- _Your goal_
Copy every line with the string "React" in it.

══════════

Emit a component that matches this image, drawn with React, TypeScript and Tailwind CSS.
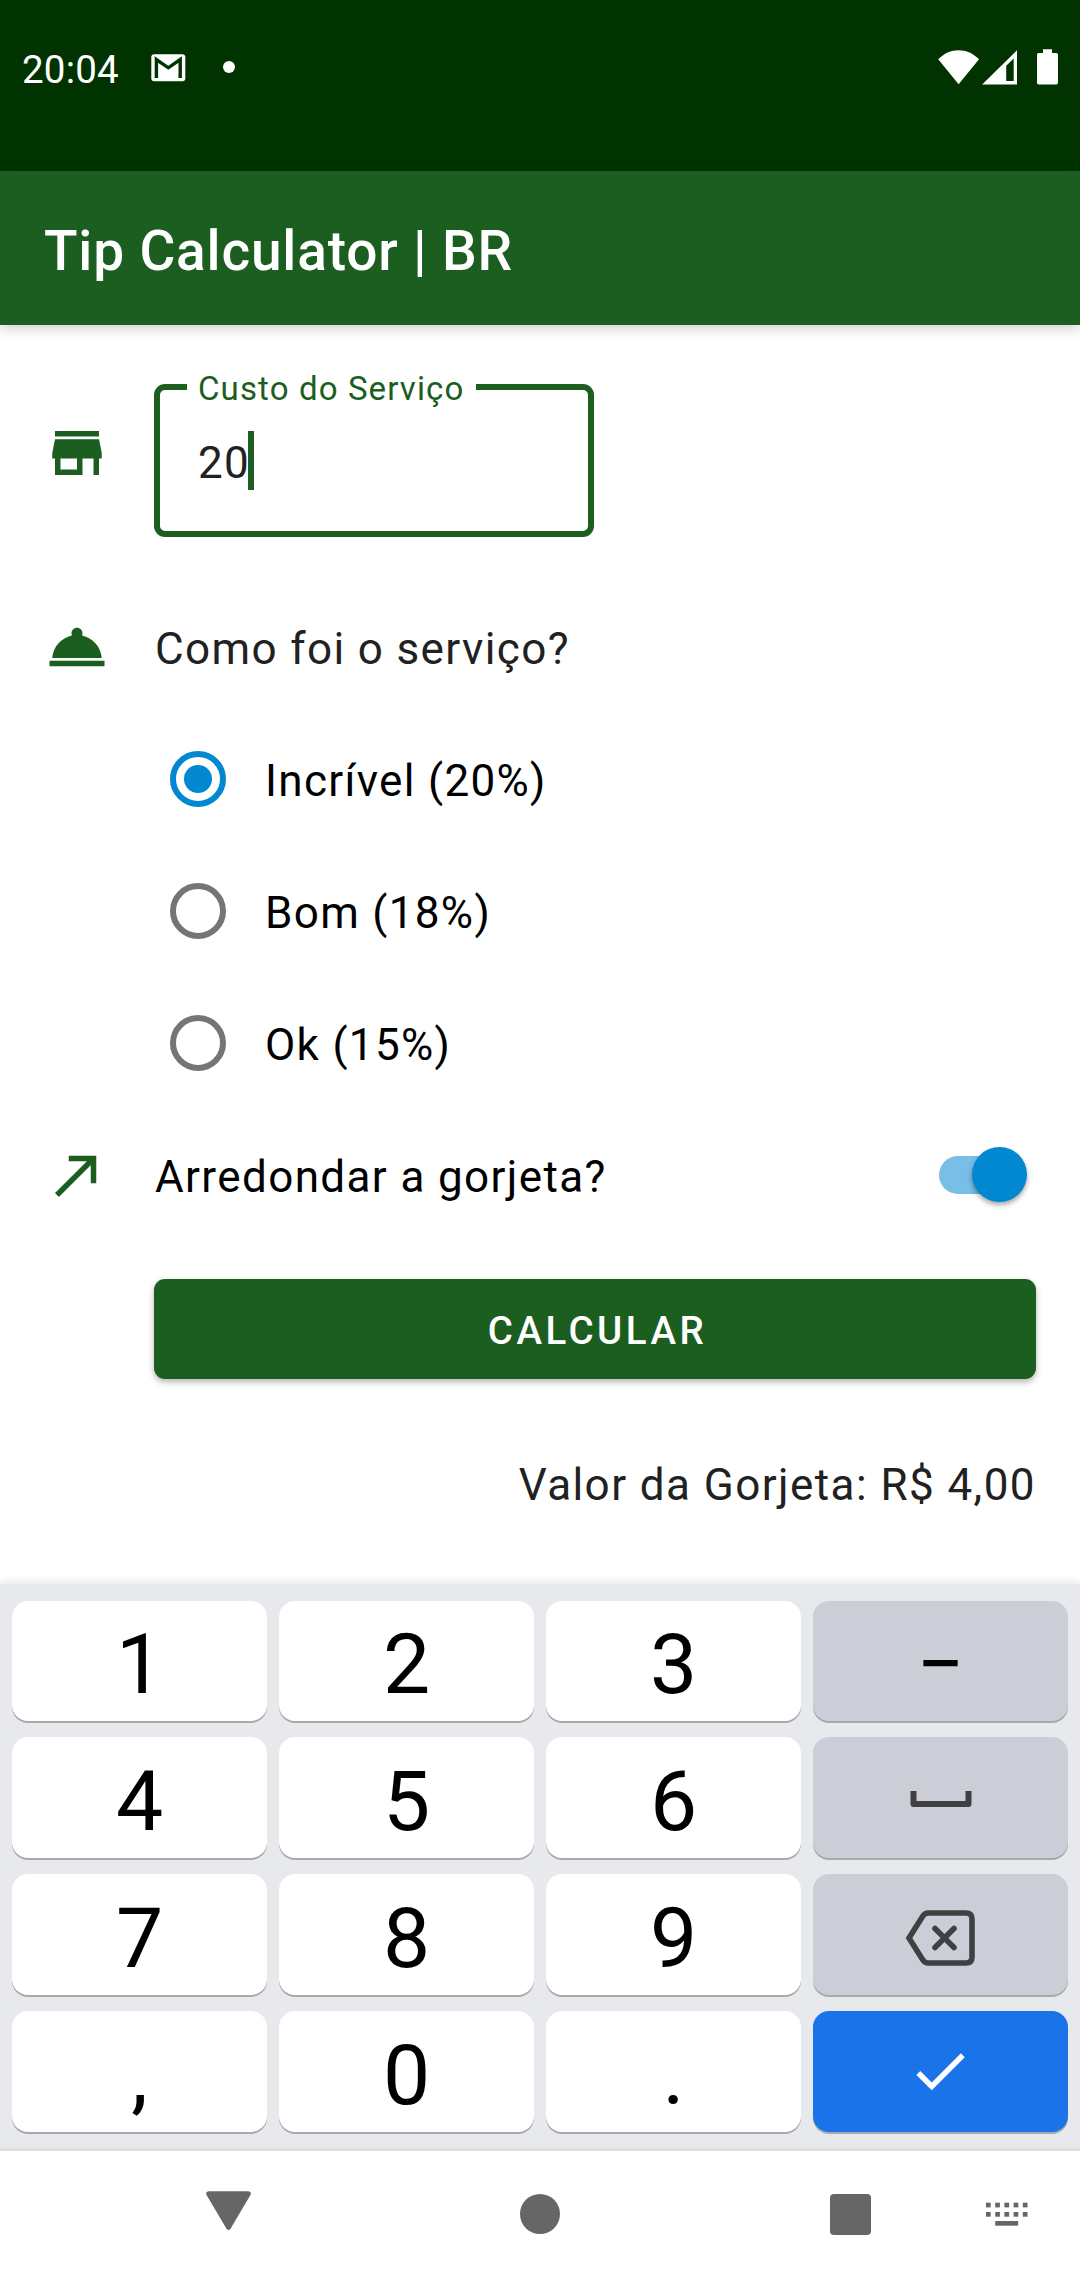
import React, { useState } from "react";

const STORE =
  "M20 4H4v2h16V4zm1 10v-2l-1-5H4l-1 5v2h1v6h10v-6h4v6h2v-6h1zm-9 4H6v-4h6v4z";
const ROOM_SERVICE =
  "M2 17h20v2H2zm11.84-9.21c.1-.24.16-.51.16-.79 0-1.1-.9-2-2-2s-2 .9-2 2c0 .28.06.55.16.79C6.25 8.6 3.27 11.93 3 16h18c-.27-4.07-3.25-7.4-7.16-8.21z";
const CALL_MADE = "M9 5v2h6.59L4 18.59 5.41 20 17 8.41V15h2V5z";
const CHECK = "M9 16.17L4.83 12l-1.42 1.41L9 19 21 7l-1.41-1.41z";

function Icon({ d }: { d: string }) {
  return (
    <svg viewBox="0 0 24 24" className="h-[66px] w-[66px] shrink-0" fill="currentColor">
      <path d={d} />
    </svg>
  );
}

function StatusBar() {
  return (
    <header className="flex h-[171px] items-start bg-[#003300] pl-[22px] pr-[22px] pt-[49px] text-white">
      <span className="mt-[-1px] w-[129px] text-[38.5px] leading-[44px] tracking-[0.2px]">20:04</span>
      <svg width="35" height="28" viewBox="0 0 35 28" className="mt-[4.5px]">
        <rect x="0.3" y="0.3" width="34" height="27" rx="3" fill="#fff" />
        <path d="M5.4 24V5.5L17.3 13.8 29.2 5.5V24" fill="none" stroke="#003300" strokeWidth="3.4" />
      </svg>
      <span className="ml-[37px] mt-3 h-3 w-3 rounded-full bg-white" />
      <div className="ml-auto flex items-start">
        <svg width="42" height="36" viewBox="0 0 42 36" fill="#fff">
          <path d="M0.2 10.3C6 4.5 13 1.3 20.6 1.3S35.2 4.5 41 10.3L20.6 35.3z" />
        </svg>
        <svg width="36" height="36" viewBox="0 0 36 36" fill="#fff" className="ml-[2px]">
          <path fillRule="evenodd" d="M0.2 35.5L35 1.2V35.5zM24.2 16.7V32H31.7V9.5z" />
        </svg>
        <svg width="21" height="36" viewBox="0 0 21 36" fill="#fff" className="ml-[19px]">
          <path d="M6 0.2h9V4h4.2A1.8 1.8 0 0 1 21 5.8v27.9a1.8 1.8 0 0 1-1.8 1.8H1.8A1.8 1.8 0 0 1 0 33.7V5.8A1.8 1.8 0 0 1 1.8 4H6z" />
        </svg>
      </div>
    </header>
  );
}

function CostField() {
  return (
    <div className="relative mt-[58px] flex h-[153px] w-[440px] items-center rounded-[11px] border-[6px] border-[#1b5e20] pl-[38px]">
      <label className="absolute -top-[20px] left-[27px] w-[289px] bg-white pl-[11px] text-[33px] leading-[38px] tracking-[1.12px] text-[#1b5e20]">
        Custo do Serviço
      </label>
      <div className="flex items-center text-[44px] tracking-[1.38px] text-[#212121]">
        <span className="mt-[5px] leading-[59px]">20</span>
        <span className="ml-[-2px] h-[59px] w-[6px] bg-[#1b5e20]" />
      </div>
    </div>
  );
}

function RadioOption({ label, checked, onSelect }: { label: string; checked: boolean; onSelect: () => void }) {
  return (
    <div role="radio" aria-checked={checked} onClick={onSelect} className="flex h-[132px] items-center pl-4">
      <span
        className={
          checked
            ? "flex h-[56px] w-[56px] items-center justify-center rounded-full border-[6px] border-[#0288d1]"
            : "flex h-[56px] w-[56px] items-center justify-center rounded-full border-[6px] border-[#757575]"
        }
      >
        {checked && <span className="h-7 w-7 rounded-full bg-[#0288d1]" />}
      </span>
      <span className="ml-[39px] mt-[4px] text-[44px] leading-[60px] tracking-[1.33px] text-black">{label}</span>
    </div>
  );
}

const OPTIONS = ["Incrível (20%)", "Bom (18%)", "Ok (15%)"];

function TipForm() {
  const [selected, setSelected] = useState(0);
  return (
    <main className="h-[1259px] bg-white px-[44px] pt-[1px]">
      <div className="flex h-[211px] items-start">
        <span className="mt-[94px] text-[#1b5e20]">
          <Icon d={STORE} />
        </span>
        <div className="ml-[44px]">
          <CostField />
        </div>
      </div>
      <div className="mt-[77px] flex h-[66px] items-center text-[#1b5e20]">
        <Icon d={ROOM_SERVICE} />
        <span className="ml-[45px] mt-[4px] text-[44px] leading-[60px] tracking-[1.38px] text-[#212121]">
          Como foi o serviço?
        </span>
      </div>
      <div role="radiogroup" className="ml-[110px] mt-[33px]">
        {OPTIONS.map((o, i) => (
          <RadioOption key={o} label={o} checked={selected === i} onSelect={() => setSelected(i)} />
        ))}
      </div>
      <div className="mt-[33px] flex h-[66px] items-center text-[#1b5e20]">
        <Icon d={CALL_MADE} />
        <span className="ml-[45px] mt-[4px] text-[44px] leading-[60px] tracking-[1.38px] text-black">
          Arredondar a gorjeta?
        </span>
        <span
          role="switch"
          aria-checked
          className="ml-auto mr-[14px] flex h-[38px] w-[83px] items-center justify-end rounded-full bg-[#78bee7]"
        >
          <span className="mb-[1px] mr-[-5px] h-[55px] w-[55px] shrink-0 rounded-full bg-[#0288d1] shadow-[0_3px_5px_rgba(0,0,0,0.35)]" />
        </span>
      </div>
      <button className="ml-[110px] mt-[71px] flex h-[100px] w-[882px] items-center justify-center rounded-[11px] bg-[#1b5e20] pl-[5px] pt-[3px] text-[38.5px] font-medium leading-[50px] tracking-[3.5px] text-white shadow-[0_3px_6px_rgba(0,0,0,0.3)]">
        CALCULAR
      </button>
      <p className="mt-[76px] text-right text-[44px] leading-[60px] tracking-[1.43px] text-[#212121]">
        Valor da Gorjeta: R$ 4,00
      </p>
    </main>
  );
}

const KEY_BASE =
  "flex h-full items-center justify-center rounded-[16px] text-[84px] leading-[100px] text-black shadow-[0_2px_0_#a8a9ac]";

function Key({ tone = "light", children }: { tone?: "light" | "gray" | "blue"; children: React.ReactNode }) {
  const bg = { light: "bg-white", gray: "bg-[#cbced6]", blue: "bg-[#1a73e8]" }[tone];
  return <div className={`${KEY_BASE} ${bg}`}>{children}</div>;
}

function Digit({ children }: { children: string }) {
  return <span className="mt-[8px]">{children}</span>;
}

function Keyboard() {
  return (
    <section className="relative grid h-[564px] grid-cols-4 grid-rows-[120px_121px_121px_121px] gap-x-3 gap-y-4 bg-[#e8e9ed] px-3 pt-[17px] shadow-[0_-2px_8px_rgba(0,0,0,0.1)]">
      <Key><Digit>1</Digit></Key>
      <Key><Digit>2</Digit></Key>
      <Key><Digit>3</Digit></Key>
      <Key tone="gray"><Digit>−</Digit></Key>
      <Key><Digit>4</Digit></Key>
      <Key><Digit>5</Digit></Key>
      <Key><Digit>6</Digit></Key>
      <Key tone="gray">
        <svg width="62" height="18" viewBox="0 0 62 18" className="mt-[3px]" fill="none" stroke="#404042" strokeWidth="6" strokeLinejoin="round">
          <path d="M3.5 1V14H58.5V1" />
        </svg>
      </Key>
      <Key><Digit>7</Digit></Key>
      <Key><Digit>8</Digit></Key>
      <Key><Digit>9</Digit></Key>
      <Key tone="gray">
        <svg width="70" height="56" viewBox="0 0 70 56" className="mr-[2px] mt-[6px]" fill="none" stroke="#404042" strokeWidth="5.6">
          <path d="M4 28L18 5.8Q20 3 23 3H61Q67 3 67 9V47Q67 53 61 53H23Q20 53 18 50.2Z" />
          <path d="M30 18.500L49 37.5M49 18.500L30 37.5" strokeLinecap="round" />
        </svg>
      </Key>
      <Key><Digit>,</Digit></Key>
      <Key><Digit>0</Digit></Key>
      <Key><Digit>.</Digit></Key>
      <Key tone="blue">
        <span className="mb-[1px] mr-[2px] text-white">
          <Icon d={CHECK} />
        </span>
      </Key>
    </section>
  );
}

function NavBar() {
  return (
    <nav className="relative flex h-[132px] items-start border-t-[3px] border-[#dfdfdf] bg-white pl-[206px] text-[#666]">
      <svg width="45" height="40" viewBox="0 0 45 40" className="mt-[40px]" fill="currentColor">
        <path d="M2.5 0.3H42.5Q46 0.8 44.3 4.3L24.5 37.7Q22.5 40.5 20.5 37.7L0.7 4.3Q-1 0.8 2.5 0.3Z" />
      </svg>
      <span className="ml-[269px] mt-[43px] h-10 w-10 rounded-full bg-[#666]" />
      <span className="ml-[270px] mt-[43px] h-[41px] w-[41px] rounded-[4px] bg-[#666]" />
      <svg width="42" height="24" viewBox="0 0 42 24" className="ml-[115px] mt-[51px]" fill="currentColor">
        {[0, 1, 2, 3, 4].map((c) => (
          <g key={c}>
            <rect x={c * 9.2} y="0.7" width="4.7" height="4.7" />
            <rect x={c * 9.2} y="10" width="4.7" height="4.7" />
          </g>
        ))}
        <rect x="9.2" y="19" width="23" height="4.7" />
      </svg>
    </nav>
  );
}

export default function App() {
  return (
    <div className="flex h-[2280px] w-[1080px] flex-col overflow-hidden bg-white font-['Roboto',sans-serif]">
      <StatusBar />
      <div className="relative flex h-[154px] shrink-0 items-center bg-[#1b5e20] pl-[44px] pt-[5px] text-[55px] font-medium leading-[70px] tracking-[0.82px] text-white shadow-[0_4px_12px_rgba(0,0,0,0.18)]">
        Tip Calculator | BR
      </div>
      <TipForm />
      <Keyboard />
      <NavBar />
    </div>
  );
}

══════════

- _Written solution_
Emit a component that matches this image, drawn with React, TypeScript and Tailwind CSS.
import React, { useState } from "react";
function Key({ tone = "light", children }: { tone?: "light" | "gray" | "blue"; children: React.ReactNode }) {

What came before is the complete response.